Там, среди зеркал и разбросанных книг, клубков и воздушных лент, она предавалась мечтам, а мечтания, как известно, располагают к полноте, и Аленька садилась на диету.
Намечтавшись, она бросалась ловить такси, опаздывая на работу, где ждали ее, увы, не герои грез, а пациенты с осточертевшими пульпитами.
Весь театр шлялся к Аленьке починять свои зубы, а заодно и посплетничать, и Аленька познала на себе: театр – это жизнь, от него не уйти.
Шлялась и Ляля, терзая ее своей дружбой, страстями, Ляля по-прежнему жила быстро, ненасытно, словно догадываясь, что век ей отпущен недолгий…
Умирала Ляля медленно, мучительно, ненавидя свою смерть и проклиная жизнь – единственное, кого она любила и кому была верна, и которая теперь уходила от нее, уходила долго, терзая своим уходом, как жестокий любовник, – ах, уходи, уходи уже!.. нет, постой, может, еще не все?.. Как медленно ты уходишь, как скоры твои шаги…
Ляля умерла.
Аленька порылась в ящичках, собрала все свои старые коробочки – грим, кисточки, щеточки и прочие причиндалы, словно специально сбереженные для этого, когда-то далекого и непостижимого дня, и отправилась в театр, на последнее свидание с Лялей.
Она взглянула на свою подругу – Смерть не пощадила ее.

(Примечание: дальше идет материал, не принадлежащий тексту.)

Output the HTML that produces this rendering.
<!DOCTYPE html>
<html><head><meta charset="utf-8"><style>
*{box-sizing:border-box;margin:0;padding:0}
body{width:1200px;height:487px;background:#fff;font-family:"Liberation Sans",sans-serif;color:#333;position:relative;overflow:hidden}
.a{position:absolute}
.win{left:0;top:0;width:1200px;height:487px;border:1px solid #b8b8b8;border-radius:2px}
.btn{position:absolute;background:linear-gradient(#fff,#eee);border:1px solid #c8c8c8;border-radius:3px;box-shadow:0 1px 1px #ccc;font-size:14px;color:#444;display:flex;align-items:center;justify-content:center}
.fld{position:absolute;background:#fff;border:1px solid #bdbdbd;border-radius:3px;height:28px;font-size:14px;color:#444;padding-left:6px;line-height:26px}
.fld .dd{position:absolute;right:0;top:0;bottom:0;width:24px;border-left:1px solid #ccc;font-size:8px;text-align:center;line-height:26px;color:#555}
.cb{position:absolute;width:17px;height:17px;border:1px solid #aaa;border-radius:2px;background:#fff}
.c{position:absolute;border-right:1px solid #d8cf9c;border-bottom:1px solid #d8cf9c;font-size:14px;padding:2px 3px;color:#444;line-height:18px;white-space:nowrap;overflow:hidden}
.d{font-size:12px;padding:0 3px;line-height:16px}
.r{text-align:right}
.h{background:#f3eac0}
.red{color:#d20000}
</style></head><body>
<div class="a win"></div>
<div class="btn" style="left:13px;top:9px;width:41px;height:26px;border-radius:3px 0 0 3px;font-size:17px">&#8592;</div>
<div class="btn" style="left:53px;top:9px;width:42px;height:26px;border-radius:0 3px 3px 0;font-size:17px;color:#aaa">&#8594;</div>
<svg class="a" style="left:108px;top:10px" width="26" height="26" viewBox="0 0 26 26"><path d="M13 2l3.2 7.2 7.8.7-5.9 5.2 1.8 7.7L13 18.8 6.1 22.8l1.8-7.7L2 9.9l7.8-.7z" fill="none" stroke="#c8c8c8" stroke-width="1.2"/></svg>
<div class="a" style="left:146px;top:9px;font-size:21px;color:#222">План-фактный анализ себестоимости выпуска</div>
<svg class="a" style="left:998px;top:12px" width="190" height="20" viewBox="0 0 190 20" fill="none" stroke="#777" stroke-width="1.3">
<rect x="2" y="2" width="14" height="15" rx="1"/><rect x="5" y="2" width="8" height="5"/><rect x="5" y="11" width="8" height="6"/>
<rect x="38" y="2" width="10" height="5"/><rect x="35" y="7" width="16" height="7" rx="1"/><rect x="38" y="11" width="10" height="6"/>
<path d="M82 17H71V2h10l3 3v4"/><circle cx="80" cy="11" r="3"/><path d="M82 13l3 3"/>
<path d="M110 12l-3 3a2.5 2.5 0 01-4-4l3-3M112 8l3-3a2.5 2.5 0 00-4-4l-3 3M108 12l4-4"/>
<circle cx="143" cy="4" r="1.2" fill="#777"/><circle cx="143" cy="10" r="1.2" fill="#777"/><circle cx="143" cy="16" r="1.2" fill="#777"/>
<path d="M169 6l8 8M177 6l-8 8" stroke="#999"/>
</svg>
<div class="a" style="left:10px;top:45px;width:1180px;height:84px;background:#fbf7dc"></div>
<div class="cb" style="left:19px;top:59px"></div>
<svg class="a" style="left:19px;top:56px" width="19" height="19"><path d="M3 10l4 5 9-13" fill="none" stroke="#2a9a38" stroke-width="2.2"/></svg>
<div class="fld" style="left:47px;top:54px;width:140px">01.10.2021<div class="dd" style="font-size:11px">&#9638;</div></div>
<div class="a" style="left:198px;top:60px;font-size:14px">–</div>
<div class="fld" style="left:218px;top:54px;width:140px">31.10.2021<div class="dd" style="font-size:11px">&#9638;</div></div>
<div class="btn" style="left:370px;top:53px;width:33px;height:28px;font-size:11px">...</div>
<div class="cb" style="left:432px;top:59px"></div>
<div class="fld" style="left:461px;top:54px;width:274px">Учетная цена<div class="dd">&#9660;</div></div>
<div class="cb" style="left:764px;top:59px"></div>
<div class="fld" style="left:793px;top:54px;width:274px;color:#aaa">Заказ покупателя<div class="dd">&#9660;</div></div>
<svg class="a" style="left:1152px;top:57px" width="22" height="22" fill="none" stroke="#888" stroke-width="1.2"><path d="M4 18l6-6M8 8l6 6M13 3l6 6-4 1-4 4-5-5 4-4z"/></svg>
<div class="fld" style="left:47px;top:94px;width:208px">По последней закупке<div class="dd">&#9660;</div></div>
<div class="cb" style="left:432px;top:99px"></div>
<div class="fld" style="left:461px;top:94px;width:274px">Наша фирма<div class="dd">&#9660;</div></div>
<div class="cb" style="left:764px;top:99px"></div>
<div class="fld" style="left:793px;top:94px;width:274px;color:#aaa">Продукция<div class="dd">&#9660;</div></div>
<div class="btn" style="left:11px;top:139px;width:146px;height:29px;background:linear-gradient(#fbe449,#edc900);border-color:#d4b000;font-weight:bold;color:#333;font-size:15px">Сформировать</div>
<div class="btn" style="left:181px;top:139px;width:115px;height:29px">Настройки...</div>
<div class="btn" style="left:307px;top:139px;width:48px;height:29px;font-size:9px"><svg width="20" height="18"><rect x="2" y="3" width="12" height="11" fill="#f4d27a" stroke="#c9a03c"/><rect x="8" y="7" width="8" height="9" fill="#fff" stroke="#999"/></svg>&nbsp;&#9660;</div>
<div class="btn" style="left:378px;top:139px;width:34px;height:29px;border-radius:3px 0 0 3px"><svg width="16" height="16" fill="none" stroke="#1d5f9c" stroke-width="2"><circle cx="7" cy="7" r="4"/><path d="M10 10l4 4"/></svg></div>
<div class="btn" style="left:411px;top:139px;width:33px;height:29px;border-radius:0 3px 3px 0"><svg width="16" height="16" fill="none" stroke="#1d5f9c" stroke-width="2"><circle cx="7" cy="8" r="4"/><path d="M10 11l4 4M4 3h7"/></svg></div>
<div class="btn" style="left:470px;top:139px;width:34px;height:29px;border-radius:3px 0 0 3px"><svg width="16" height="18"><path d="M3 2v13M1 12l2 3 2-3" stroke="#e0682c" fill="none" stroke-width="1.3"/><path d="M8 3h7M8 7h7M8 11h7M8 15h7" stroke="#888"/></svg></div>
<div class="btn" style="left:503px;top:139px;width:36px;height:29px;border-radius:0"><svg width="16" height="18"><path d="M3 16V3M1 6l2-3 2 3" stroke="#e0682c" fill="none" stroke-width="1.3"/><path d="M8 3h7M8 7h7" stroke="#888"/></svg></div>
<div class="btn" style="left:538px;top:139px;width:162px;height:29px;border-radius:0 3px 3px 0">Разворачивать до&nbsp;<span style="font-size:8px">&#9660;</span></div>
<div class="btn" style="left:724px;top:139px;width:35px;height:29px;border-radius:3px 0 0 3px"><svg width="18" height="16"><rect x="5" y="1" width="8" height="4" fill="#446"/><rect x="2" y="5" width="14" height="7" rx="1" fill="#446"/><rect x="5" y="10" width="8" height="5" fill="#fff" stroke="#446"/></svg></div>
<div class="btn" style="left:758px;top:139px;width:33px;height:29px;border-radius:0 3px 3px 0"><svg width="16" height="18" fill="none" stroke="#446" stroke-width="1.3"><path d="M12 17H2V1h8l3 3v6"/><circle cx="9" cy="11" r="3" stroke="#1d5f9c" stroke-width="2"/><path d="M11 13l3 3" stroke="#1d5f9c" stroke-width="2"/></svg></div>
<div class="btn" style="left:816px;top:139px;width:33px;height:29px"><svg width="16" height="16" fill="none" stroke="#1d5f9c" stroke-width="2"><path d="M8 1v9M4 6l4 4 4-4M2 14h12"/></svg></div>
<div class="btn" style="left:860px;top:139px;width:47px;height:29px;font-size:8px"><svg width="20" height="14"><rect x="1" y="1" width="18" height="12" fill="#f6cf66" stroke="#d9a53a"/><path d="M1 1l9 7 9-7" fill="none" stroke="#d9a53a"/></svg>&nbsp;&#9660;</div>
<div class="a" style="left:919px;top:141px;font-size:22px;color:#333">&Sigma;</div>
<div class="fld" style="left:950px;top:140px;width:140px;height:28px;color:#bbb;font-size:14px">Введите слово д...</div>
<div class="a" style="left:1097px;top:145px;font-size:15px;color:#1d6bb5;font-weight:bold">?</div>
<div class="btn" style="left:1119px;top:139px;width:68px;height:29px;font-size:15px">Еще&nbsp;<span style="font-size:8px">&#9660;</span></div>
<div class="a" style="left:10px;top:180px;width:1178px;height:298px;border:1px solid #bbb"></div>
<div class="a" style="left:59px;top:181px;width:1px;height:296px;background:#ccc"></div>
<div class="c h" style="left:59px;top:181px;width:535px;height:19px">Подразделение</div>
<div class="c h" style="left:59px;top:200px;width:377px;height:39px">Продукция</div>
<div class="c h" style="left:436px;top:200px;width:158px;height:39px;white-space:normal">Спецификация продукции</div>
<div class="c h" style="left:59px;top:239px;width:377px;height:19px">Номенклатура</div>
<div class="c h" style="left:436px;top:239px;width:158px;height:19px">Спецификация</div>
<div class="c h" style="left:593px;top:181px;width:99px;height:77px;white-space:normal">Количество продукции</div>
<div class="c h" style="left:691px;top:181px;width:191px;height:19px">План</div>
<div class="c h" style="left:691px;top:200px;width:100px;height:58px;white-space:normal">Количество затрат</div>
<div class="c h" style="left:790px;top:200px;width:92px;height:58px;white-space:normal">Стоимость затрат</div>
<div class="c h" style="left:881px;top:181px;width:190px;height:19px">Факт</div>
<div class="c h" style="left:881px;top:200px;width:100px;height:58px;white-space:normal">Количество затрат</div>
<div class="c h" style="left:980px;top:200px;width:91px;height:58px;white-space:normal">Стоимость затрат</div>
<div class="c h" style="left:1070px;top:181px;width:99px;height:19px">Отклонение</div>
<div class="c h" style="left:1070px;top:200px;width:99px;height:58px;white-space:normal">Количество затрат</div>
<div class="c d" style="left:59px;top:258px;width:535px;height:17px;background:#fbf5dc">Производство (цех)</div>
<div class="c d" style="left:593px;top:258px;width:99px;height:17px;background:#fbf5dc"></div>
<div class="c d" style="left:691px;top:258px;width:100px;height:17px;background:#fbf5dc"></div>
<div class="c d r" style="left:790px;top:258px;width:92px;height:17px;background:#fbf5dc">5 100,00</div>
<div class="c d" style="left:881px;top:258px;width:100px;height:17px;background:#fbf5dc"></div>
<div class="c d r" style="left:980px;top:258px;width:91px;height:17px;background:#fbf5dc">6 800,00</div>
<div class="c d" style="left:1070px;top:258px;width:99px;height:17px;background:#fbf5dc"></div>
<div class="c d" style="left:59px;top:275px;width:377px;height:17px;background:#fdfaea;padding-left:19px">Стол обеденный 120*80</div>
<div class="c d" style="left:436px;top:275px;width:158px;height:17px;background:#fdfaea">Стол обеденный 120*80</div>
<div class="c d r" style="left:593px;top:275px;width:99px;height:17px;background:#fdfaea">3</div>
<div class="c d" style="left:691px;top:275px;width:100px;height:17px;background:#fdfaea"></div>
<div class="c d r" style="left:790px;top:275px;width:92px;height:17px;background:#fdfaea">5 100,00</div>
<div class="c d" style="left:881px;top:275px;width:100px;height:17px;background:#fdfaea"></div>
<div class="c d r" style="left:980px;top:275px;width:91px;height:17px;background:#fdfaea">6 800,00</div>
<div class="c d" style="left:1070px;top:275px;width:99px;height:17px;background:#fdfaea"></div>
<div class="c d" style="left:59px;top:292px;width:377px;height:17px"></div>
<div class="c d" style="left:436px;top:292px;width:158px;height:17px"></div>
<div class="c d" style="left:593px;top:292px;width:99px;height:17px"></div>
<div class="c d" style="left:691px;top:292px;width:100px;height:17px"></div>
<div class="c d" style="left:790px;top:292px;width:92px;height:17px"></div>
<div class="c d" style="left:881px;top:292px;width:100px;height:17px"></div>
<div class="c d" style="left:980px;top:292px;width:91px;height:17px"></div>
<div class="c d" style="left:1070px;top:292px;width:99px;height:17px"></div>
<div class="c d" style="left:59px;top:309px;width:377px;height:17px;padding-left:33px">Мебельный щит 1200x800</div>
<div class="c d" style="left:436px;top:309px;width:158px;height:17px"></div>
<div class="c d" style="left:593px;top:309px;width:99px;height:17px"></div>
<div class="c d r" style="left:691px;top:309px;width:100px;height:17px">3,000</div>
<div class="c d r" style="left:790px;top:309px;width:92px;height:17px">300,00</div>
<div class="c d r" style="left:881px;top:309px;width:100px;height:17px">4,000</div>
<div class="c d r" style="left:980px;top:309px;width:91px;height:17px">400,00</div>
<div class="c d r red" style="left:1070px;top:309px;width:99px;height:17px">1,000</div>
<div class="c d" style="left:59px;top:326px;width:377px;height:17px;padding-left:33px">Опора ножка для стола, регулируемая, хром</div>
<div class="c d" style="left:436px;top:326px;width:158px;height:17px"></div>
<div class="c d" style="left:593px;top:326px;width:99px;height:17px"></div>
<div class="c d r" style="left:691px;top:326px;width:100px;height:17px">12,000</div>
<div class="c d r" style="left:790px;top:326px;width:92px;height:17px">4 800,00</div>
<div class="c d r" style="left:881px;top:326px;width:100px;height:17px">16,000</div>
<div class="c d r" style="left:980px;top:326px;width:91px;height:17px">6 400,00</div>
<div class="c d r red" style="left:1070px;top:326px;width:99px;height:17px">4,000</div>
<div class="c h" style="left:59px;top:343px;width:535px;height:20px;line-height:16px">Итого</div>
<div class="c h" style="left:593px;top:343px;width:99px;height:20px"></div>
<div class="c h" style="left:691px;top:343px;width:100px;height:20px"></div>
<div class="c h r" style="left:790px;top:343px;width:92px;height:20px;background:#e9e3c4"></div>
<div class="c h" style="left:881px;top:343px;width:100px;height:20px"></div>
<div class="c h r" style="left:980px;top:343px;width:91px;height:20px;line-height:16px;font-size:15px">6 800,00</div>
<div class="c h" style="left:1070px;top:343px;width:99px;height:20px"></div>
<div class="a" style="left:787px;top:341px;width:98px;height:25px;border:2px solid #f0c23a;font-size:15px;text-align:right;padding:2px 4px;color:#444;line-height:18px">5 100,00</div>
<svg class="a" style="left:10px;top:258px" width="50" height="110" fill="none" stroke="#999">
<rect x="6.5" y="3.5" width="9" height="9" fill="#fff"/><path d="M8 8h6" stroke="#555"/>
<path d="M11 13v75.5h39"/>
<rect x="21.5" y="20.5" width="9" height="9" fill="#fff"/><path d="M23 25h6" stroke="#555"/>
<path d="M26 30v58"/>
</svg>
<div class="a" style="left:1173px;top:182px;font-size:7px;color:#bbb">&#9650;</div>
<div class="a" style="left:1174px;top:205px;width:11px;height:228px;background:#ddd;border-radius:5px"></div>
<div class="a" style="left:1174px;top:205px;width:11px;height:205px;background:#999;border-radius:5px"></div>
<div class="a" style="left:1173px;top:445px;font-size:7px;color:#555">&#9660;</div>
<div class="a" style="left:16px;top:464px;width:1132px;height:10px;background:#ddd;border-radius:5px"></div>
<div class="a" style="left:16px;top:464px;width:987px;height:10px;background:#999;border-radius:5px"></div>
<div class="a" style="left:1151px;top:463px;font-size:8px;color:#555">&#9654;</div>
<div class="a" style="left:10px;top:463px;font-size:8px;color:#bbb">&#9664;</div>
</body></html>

Господи, подумала Аленька, сколько же раз, бывало, она гримировала это когда-то живое, жадное до жизни лицо! – и вот скажи тогда Ляльке: а знаешь, подруга, я ведь тебя и в гробу буду гримировать! – что было бы? Отшатнулась бы Ляля? Отпустила на волю? Прокляла? Обняла?..

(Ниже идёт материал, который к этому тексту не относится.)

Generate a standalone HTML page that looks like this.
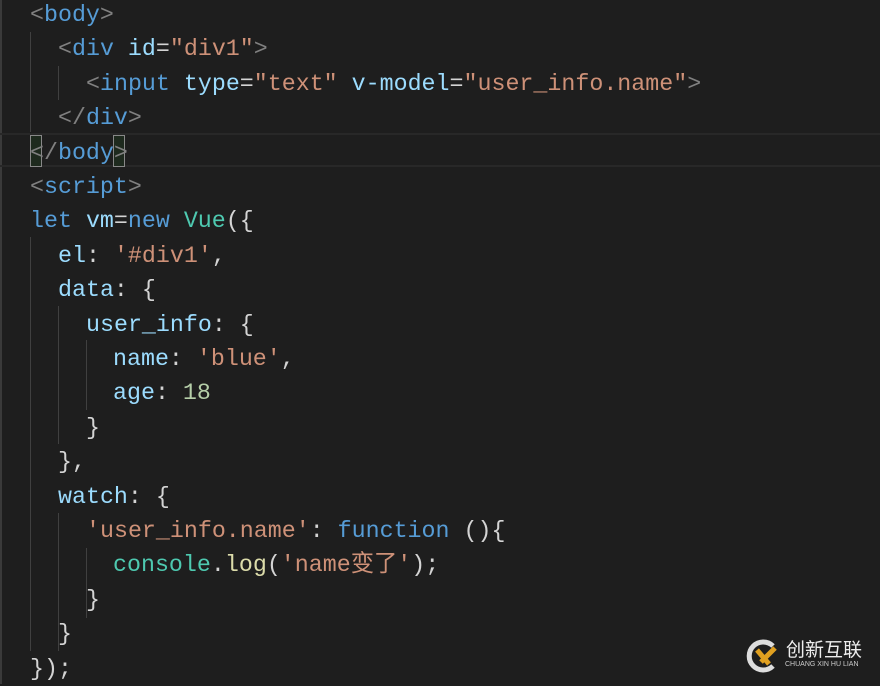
<!DOCTYPE html><html><head><meta charset="utf-8"><style>
body{margin:0;width:880px;height:684px;background:#1e1e1e;overflow:hidden;position:relative;font-family:"Liberation Mono","Noto Sans CJK SC",monospace;font-size:23.3px}
.l{position:absolute;left:30px;height:34.4px;line-height:34.4px;white-space:pre;color:#d4d4d4;margin-top:2px}
.t{color:#808080}.k{color:#569cd6}.a{color:#9cdcfe}.s{color:#ce9178}.n{color:#b5cea8}.f{color:#dcdcaa}.c{color:#4ec9b0}
.g{position:absolute;width:1px;background:#404040}
.hl{position:absolute;left:0;right:0;top:133px;height:34px;border-top:2px solid #282828;border-bottom:2px solid #282828;box-sizing:border-box}
.br{position:absolute;top:135px;width:12px;height:32px;border:1px solid #888;background:#1e2a1e;box-sizing:border-box}
</style></head><body>
<div style="position:absolute;left:0;top:0;width:2px;height:684px;background:#3a3a3a"></div>
<div class="hl"></div>
<div class="br" style="left:30px"></div><div class="br" style="left:113px"></div>
<div class="g" style="left:30px;top:32px;height:100px"></div>
<div class="g" style="left:58px;top:66px;height:34px"></div>
<div class="g" style="left:30px;top:237px;height:414px"></div>
<div class="g" style="left:58px;top:306px;height:138px"></div>
<div class="g" style="left:86px;top:340px;height:70px"></div>
<div class="g" style="left:58px;top:513px;height:138px"></div>
<div class="g" style="left:86px;top:548px;height:70px"></div>
<div class="l" style="top:-4px"><span class="t">&lt;</span><span class="k">body</span><span class="t">&gt;</span></div>
<div class="l" style="top:30.4px;left:58px"><span class="t">&lt;</span><span class="k">div</span> <span class="a">id</span>=<span class="s">"div1"</span><span class="t">&gt;</span></div>
<div class="l" style="top:64.8px;left:86px"><span class="t">&lt;</span><span class="k">input</span> <span class="a">type</span>=<span class="s">"text"</span> <span class="a">v-model</span>=<span class="s">"user_info.name"</span><span class="t">&gt;</span></div>
<div class="l" style="top:99.2px;left:58px"><span class="t">&lt;/</span><span class="k">div</span><span class="t">&gt;</span></div>
<div class="l" style="top:133.6px"><span class="t">&lt;/</span><span class="k">body</span><span class="t">&gt;</span></div>
<div class="l" style="top:168px"><span class="t">&lt;</span><span class="k">script</span><span class="t">&gt;</span></div>
<div class="l" style="top:202.4px"><span class="k">let</span> <span class="a">vm</span>=<span class="k">new</span> <span class="c">Vue</span>({</div>
<div class="l" style="top:236.8px;left:58px"><span class="a">el</span>: <span class="s">'#div1'</span>,</div>
<div class="l" style="top:271.2px;left:58px"><span class="a">data</span>: {</div>
<div class="l" style="top:305.6px;left:86px"><span class="a">user_info</span>: {</div>
<div class="l" style="top:340px;left:113px"><span class="a">name</span>: <span class="s">'blue'</span>,</div>
<div class="l" style="top:374.4px;left:113px"><span class="a">age</span>: <span class="n">18</span></div>
<div class="l" style="top:408.8px;left:86px">}</div>
<div class="l" style="top:443.2px;left:58px">},</div>
<div class="l" style="top:477.6px;left:58px"><span class="a">watch</span>: {</div>
<div class="l" style="top:512px;left:86px"><span class="s">'user_info.name'</span>: <span class="k">function</span> (){</div>
<div class="l" style="top:546.4px;left:113px"><span class="c">console</span>.<span class="f">log</span>(<span class="s">'name变了'</span>);</div>
<div class="l" style="top:580.8px;left:86px">}</div>
<div class="l" style="top:615.2px;left:58px">}</div>
<div class="l" style="top:649.6px">});</div>
<svg style="position:absolute;left:745px;top:638px" width="36" height="36" viewBox="0 0 36 36"><path d="M28 8A14 14 0 1 0 28 28" fill="none" stroke="#ddd" stroke-width="5"/><path d="M12 12L24 26M30 10L16 24" stroke="#e0a020" stroke-width="5"/></svg>
<div style="position:absolute;left:786px;top:638px;color:#eee;font-family:'Noto Sans CJK SC',sans-serif;font-size:19px;line-height:22px">创新互联</div>
<div style="position:absolute;left:785px;top:661px;color:#ccc;font-family:'Liberation Sans',sans-serif;font-size:7px;white-space:nowrap">CHUANG XIN HU LIAN</div>
</body></html>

Аленька разложила кисточки, краски, вдохнула: что ж, она не раз тягалась с Творцом, потягается теперь и со Смертью. Ну что, Лялька, твоя последняя воля, твоя последняя роль – какой уйдешь?.. Манон? Земфирой? Птицей сирин?.. Или просто – Лялей? Впервые – Лялей? Порочной, лживой, грешной – какою ты была?.. (Ах, ну давай, Аленька, потрудись, котик, все-таки сегодня мой последний бенефис и кругом столько мужчин – свиньи, конечно! – но ты постарайся, милая, во имя нашей старой дружбы, тебе зачтется, подружка!)

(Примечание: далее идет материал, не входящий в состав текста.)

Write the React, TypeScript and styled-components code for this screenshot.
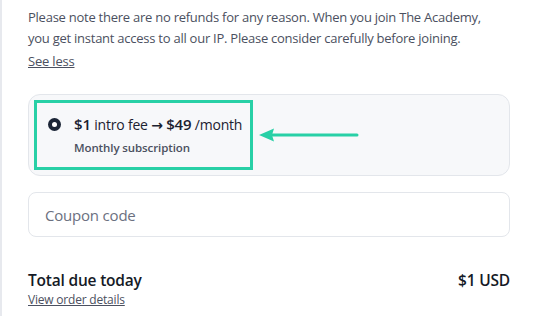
import React from "react";
import styled, { createGlobalStyle } from "styled-components";

const Global = createGlobalStyle`
  html, body { margin: 0; padding: 0; background: #ffffff; }
  body { font-family: "Open Sans", "Noto Sans", sans-serif; }
`;

const Page = styled.div`
  width: 538px;
  height: 316px;
  box-sizing: border-box;
  border-left: 2px solid #e7e9ee;
  padding: 7px 28px 0 26px;
  overflow: hidden;
  display: flex;
  flex-direction: column;
`;

const Notice = styled.p`
  margin: 0;
  max-width: 470px;
  font-size: 13px;
  line-height: 21px;
  color: #4b5060;
  letter-spacing: -0.25px;
`;

const TextLink = styled.a<{ $size?: number }>`
  display: block;
  margin-top: ${(p) => (p.$size ? 0 : 3)}px;
  font-size: ${(p) => p.$size ?? 13}px;
  line-height: 18px;
  color: #4b5060;
  text-decoration: underline;
  letter-spacing: -0.2px;
  width: max-content;
`;

const PlanCard = styled.div`
  margin-top: 24px;
  height: 82px;
  box-sizing: border-box;
  border: 1px solid #e3e6eb;
  border-radius: 12px;
  background: #f7f8fa;
  padding: 6px 5px;
  display: flex;
  align-items: center;
  gap: 6px;
`;

const Highlight = styled.div`
  width: 219px;
  height: 70px;
  box-sizing: border-box;
  border: 3px solid #28d0a6;
  padding: 10px 0 0 11px;
  display: flex;
  gap: 13px;
`;

const Radio = styled.span`
  margin-top: 5px;
  width: 13px;
  height: 13px;
  border-radius: 50%;
  background: #1b2536;
  display: flex;
  align-items: center;
  justify-content: center;
  flex-shrink: 0;
  &::after {
    content: "";
    width: 5px;
    height: 5px;
    border-radius: 50%;
    background: #fff;
  }
`;

const PlanText = styled.div`
  display: flex;
  flex-direction: column;
`;

const PriceLine = styled.div`
  font-size: 14px;
  line-height: 22px;
  color: #1b2130;
  white-space: nowrap;
  letter-spacing: -0.2px;
`;

const Price = styled.span`
  font-size: 15px;
  font-weight: 600;
`;

const ArrowGlyph = styled.span`
  font-family: "DejaVu Sans", sans-serif;
  font-weight: 700;
  font-size: 14px;
`;

const Sub = styled.div`
  margin-top: 4px;
  font-size: 11.5px;
  font-weight: 600;
  color: #4b5060;
  letter-spacing: -0.1px;
`;

const CouponInput = styled.input`
  margin-top: 16px;
  height: 45px;
  box-sizing: border-box;
  width: 100%;
  border: 1px solid #e3e6eb;
  border-radius: 8px;
  padding: 0 16px;
  font-family: inherit;
  font-size: 15px;
  color: #1b2130;
  background: #fff;
  outline: none;
  letter-spacing: -0.2px;
  &::placeholder { color: #6b7080; }
`;

const TotalRow = styled.div`
  margin-top: 32px;
  display: flex;
  justify-content: space-between;
  align-items: center;
  font-size: 15.5px;
  font-weight: 600;
  color: #151a26;
  line-height: 22px;
  letter-spacing: -0.2px;
`;

const Arrow = () => (
  <svg width="100" height="16" viewBox="0 0 100 16">
    <line x1="10" y1="8" x2="98" y2="8" stroke="#28d0a6" strokeWidth="3" strokeLinecap="round" />
    <polygon points="0,8 15,1.5 13,8 15,14.5" fill="#28d0a6" />
  </svg>
);

export default function App() {
  return (
    <>
      <Global />
      <Page>
        <Notice>
          Please note there are no refunds for any reason. When you join The Academy,
          you get instant access to all our IP. Please consider carefully before joining.
        </Notice>
        <TextLink href="#">See less</TextLink>
        <PlanCard>
          <Highlight>
            <Radio />
            <PlanText>
              <PriceLine>
                <Price>$1</Price> intro fee <ArrowGlyph>→</ArrowGlyph> <Price>$49</Price> /month
              </PriceLine>
              <Sub>Monthly subscription</Sub>
            </PlanText>
          </Highlight>
          <Arrow />
        </PlanCard>
        <CouponInput placeholder="Coupon code" />
        <TotalRow>
          <span>Total due today</span>
          <span>$1 USD</span>
        </TotalRow>
        <TextLink href="#" $size={12}>View order details</TextLink>
      </Page>
    </>
  );
}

…Ляля лежала в гробу, сияя последней красотой, грешная, неправедная… Любимая.
– Закрой рот! – с ненавистью говорит Аленька, швыряя в лоток инструменты. – Не буду я больше сегодня чинить ваши проклятые зубы! – И Аленька всхлипывает. – Я Ляльку вспомнила…
Аленька идет по улице – вся в шарфах, как Айседора Дункан, и в слезах, как скорбящий ангел, слезкам тесно в ее просторных глазах…
– Независимость, – говорит Аленька, – это огро-омная дверь в Одиночество. Парадный вход. – И Аленька высоко поднимает свои по-детски пухлые ручки, показывая, какая больша-ая и стра-ашная эта дверь.
Прохожие мужчины оглядываются на Аленьку, цветочек аленький, самый красивый в колдовском саду, да не про них, грешных, не про них, суетных… А впрочем…
– Как я выгляжу? – спохватывается Аленька.
Великолепно, Аленька! Вытрем слезки, тебе ли печалиться?! Несовершенен лик жизни, но мы же профессионалы, Аленька!..
Парадный вход подождет.
Эрин нос
Нос в молодости был меньше. Это он потом вырос. Не веришь?
(Нет, разумеется.)
– Верю.
А прическа была самая модная тогда в Одессе – «кружка пива» называлась: белые-белые кудряшки вокруг головы!.. – очень красиво, кстати. Нос был меньше. А перед спектаклем она вообще стягивала его липучкой, и из зрительного зала он мог показаться даже курносым!..
О, курносый нос! Счастье иметь курносый нос. Эра обожает чужие курносые носы и ненавидит свой собственный – шикарный греческий нос, доставшийся ей по наследству от бабушки Смарагды.